Exercise task: Copy out all lines that hold "TypeScript".
Excerpted data start
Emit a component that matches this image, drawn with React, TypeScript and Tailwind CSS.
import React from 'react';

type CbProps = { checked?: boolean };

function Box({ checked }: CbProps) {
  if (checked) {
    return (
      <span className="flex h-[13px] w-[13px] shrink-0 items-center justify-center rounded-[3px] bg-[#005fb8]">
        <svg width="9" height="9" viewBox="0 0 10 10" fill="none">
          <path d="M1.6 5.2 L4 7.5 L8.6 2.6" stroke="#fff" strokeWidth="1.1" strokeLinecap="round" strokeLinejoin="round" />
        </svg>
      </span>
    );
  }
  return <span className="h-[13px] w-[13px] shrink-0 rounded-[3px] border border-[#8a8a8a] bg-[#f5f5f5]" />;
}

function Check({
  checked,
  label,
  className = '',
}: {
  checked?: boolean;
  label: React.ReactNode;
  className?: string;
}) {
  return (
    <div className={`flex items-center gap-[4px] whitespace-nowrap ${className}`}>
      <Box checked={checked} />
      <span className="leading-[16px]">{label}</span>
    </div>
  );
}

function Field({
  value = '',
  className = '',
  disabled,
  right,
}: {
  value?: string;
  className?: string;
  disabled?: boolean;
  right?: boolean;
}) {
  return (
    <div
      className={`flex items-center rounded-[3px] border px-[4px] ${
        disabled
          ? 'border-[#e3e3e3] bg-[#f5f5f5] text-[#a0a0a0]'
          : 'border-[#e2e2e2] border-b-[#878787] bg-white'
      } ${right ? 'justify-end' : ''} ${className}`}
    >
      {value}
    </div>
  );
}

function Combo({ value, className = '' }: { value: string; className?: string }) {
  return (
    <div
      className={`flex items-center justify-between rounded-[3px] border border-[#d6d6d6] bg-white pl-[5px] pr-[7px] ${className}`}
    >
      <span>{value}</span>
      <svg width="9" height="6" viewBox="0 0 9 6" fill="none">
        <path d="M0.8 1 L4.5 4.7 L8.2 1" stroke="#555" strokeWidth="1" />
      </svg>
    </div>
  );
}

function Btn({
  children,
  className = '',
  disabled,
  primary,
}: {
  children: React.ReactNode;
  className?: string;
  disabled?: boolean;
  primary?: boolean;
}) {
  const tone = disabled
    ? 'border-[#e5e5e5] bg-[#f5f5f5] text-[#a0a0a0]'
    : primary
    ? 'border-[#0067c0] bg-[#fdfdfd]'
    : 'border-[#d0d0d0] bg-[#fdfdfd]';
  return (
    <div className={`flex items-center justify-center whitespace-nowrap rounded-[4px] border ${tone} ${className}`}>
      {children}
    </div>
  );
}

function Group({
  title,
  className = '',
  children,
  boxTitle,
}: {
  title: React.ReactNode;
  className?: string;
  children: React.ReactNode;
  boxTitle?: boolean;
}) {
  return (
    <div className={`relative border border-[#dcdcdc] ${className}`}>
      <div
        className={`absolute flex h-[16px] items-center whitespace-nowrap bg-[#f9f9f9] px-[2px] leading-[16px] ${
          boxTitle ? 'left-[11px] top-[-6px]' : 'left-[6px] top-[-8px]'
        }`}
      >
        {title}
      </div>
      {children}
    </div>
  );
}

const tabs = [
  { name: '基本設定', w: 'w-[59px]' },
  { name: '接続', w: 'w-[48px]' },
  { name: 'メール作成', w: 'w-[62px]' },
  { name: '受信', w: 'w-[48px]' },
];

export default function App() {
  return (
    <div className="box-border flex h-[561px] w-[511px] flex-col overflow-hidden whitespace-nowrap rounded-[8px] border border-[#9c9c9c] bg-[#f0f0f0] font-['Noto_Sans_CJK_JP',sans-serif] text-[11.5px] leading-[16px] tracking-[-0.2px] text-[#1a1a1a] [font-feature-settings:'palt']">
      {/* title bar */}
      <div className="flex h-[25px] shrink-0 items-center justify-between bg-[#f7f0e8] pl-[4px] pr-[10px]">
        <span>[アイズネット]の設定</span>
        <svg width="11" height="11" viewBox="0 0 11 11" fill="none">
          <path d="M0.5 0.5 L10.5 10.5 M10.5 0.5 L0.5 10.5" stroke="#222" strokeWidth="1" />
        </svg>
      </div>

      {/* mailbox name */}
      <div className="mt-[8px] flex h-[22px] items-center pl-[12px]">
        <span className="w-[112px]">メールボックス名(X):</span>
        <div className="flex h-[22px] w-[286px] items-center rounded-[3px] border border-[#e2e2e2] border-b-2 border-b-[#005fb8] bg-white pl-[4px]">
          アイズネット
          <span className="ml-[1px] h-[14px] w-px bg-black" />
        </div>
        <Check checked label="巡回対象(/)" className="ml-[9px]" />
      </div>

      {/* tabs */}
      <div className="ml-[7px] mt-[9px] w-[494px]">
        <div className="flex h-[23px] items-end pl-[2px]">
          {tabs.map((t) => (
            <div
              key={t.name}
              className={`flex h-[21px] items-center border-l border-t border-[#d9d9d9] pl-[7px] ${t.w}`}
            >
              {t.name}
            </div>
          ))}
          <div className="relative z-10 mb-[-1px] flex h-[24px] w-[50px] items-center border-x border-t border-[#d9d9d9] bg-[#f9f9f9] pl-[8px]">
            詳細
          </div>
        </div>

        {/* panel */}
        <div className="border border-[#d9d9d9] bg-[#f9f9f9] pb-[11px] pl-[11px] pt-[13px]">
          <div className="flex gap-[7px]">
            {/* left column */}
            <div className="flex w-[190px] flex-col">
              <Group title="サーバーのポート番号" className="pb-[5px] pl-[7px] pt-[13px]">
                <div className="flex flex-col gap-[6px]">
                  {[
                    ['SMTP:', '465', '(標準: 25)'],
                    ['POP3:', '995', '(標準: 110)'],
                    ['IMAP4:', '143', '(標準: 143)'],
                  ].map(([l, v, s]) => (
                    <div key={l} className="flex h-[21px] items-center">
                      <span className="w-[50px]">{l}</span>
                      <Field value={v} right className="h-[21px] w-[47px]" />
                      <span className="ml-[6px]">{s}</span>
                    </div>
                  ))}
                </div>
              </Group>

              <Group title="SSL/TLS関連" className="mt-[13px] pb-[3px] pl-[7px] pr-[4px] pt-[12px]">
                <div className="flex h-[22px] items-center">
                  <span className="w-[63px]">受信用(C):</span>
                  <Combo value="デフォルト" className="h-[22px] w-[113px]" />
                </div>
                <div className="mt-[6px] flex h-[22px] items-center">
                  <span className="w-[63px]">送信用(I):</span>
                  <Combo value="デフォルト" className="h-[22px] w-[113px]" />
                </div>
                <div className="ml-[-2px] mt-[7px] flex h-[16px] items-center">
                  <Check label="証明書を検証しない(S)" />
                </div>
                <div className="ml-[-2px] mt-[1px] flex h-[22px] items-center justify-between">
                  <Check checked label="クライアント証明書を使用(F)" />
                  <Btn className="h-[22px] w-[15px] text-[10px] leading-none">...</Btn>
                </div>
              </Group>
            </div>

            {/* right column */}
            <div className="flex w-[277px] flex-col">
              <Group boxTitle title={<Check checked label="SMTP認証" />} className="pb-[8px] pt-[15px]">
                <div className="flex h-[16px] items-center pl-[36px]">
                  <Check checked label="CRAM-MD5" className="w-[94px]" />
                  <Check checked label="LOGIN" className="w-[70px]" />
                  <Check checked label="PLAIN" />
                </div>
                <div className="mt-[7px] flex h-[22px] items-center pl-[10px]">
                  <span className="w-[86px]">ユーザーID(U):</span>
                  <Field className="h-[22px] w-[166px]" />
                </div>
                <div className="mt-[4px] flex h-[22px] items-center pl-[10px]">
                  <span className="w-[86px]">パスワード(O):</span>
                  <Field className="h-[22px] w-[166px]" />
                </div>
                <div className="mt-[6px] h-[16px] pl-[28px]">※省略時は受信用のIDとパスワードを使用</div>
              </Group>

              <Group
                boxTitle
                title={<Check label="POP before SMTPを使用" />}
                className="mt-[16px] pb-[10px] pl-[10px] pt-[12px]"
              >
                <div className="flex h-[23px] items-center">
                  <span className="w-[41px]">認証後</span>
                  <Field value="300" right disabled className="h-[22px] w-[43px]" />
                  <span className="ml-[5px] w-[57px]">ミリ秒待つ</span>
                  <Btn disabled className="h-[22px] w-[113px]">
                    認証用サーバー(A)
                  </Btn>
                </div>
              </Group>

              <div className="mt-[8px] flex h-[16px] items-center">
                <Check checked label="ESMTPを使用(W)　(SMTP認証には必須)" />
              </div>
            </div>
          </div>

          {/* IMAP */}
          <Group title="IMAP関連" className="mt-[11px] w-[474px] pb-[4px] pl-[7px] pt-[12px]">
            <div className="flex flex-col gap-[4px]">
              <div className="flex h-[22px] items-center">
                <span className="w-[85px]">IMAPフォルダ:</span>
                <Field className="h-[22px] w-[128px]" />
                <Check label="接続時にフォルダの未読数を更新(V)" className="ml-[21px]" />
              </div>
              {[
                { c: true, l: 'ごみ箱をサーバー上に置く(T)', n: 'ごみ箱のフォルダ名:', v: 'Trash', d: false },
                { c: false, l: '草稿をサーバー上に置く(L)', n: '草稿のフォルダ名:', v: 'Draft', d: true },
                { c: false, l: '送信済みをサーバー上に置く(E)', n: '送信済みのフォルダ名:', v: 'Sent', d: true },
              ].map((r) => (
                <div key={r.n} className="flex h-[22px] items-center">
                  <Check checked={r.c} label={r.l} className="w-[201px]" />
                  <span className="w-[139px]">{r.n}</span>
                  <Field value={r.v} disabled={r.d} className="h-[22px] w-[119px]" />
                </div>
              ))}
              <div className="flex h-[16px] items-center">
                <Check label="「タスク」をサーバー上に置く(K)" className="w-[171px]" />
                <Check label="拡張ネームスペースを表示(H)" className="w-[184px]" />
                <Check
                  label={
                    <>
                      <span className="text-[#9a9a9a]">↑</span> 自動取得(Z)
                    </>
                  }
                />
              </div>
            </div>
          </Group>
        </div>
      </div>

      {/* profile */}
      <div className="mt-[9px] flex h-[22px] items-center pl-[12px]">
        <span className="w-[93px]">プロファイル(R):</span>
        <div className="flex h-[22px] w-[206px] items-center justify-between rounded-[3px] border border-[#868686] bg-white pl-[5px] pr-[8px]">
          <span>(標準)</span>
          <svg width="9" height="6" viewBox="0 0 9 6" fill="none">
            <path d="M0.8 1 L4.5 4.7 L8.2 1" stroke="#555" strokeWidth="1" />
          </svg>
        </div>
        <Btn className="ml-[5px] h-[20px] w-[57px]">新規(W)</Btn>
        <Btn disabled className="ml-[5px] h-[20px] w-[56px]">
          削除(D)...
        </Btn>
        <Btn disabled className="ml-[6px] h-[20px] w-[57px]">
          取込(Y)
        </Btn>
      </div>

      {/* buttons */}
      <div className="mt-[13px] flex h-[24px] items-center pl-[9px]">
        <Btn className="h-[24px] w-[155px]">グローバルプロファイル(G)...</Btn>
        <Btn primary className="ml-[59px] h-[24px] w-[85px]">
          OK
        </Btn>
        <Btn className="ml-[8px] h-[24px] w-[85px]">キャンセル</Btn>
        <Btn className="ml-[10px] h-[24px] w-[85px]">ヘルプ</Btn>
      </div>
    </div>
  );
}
Excerpted data end
Excerpted data start
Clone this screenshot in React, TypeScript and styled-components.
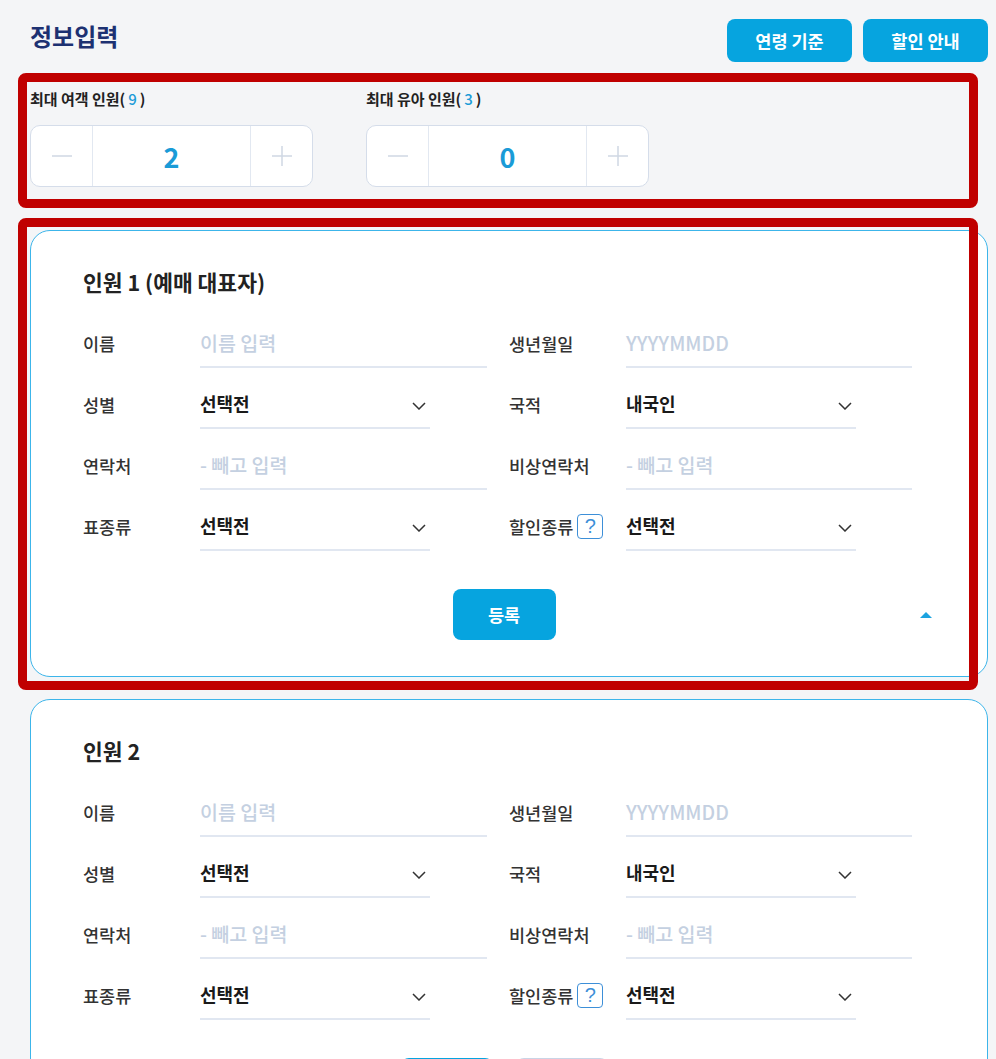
Excerpted data end
Excerpted data start
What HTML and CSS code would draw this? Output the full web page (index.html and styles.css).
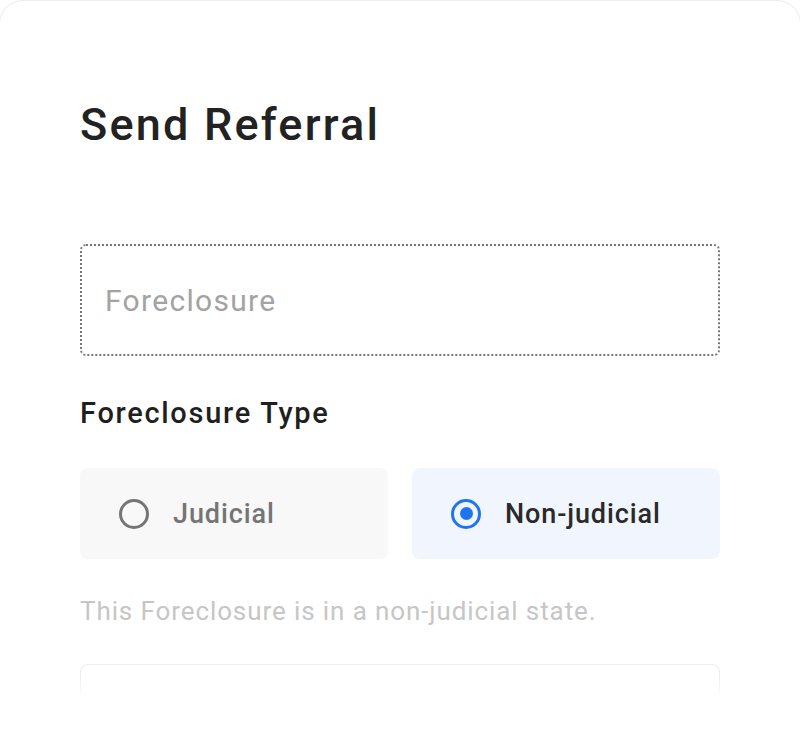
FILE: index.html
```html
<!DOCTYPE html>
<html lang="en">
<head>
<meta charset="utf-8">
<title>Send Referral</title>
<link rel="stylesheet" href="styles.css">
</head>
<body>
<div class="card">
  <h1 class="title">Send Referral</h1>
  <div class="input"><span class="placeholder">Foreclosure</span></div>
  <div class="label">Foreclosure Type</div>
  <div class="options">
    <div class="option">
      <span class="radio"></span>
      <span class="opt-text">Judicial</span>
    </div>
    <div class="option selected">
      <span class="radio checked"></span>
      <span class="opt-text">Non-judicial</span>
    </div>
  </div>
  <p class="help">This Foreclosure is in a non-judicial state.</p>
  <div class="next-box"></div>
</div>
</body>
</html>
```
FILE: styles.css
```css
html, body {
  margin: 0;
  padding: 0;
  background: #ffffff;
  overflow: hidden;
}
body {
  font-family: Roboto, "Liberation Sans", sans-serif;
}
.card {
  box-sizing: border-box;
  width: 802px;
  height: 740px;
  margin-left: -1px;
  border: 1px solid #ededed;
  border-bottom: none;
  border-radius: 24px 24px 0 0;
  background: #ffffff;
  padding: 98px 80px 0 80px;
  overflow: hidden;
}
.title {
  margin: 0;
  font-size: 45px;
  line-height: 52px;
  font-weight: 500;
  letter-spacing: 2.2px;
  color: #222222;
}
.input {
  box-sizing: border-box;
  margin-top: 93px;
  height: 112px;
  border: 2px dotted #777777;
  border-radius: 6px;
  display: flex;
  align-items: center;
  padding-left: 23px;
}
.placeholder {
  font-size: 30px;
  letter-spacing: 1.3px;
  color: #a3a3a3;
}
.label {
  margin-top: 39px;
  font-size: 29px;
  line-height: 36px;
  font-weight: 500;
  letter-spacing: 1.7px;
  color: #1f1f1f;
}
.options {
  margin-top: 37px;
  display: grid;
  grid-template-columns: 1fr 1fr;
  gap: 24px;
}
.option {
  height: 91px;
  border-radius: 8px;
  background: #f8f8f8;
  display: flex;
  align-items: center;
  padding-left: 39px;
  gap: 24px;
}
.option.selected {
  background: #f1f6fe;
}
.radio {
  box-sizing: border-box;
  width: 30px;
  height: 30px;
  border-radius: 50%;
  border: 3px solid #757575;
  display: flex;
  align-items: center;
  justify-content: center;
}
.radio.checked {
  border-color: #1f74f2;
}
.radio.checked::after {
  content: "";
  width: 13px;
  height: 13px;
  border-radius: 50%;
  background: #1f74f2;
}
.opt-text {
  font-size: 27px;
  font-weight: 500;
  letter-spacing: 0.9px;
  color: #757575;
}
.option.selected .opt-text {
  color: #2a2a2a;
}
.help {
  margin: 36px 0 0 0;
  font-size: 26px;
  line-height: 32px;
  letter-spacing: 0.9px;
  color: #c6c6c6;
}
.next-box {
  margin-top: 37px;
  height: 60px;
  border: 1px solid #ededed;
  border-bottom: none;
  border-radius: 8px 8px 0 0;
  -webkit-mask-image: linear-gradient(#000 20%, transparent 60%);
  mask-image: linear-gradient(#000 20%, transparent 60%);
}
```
Excerpted data end
Output of the exercise:
Emit a component that matches this image, drawn with React, TypeScript and Tailwind CSS.
Clone this screenshot in React, TypeScript and styled-components.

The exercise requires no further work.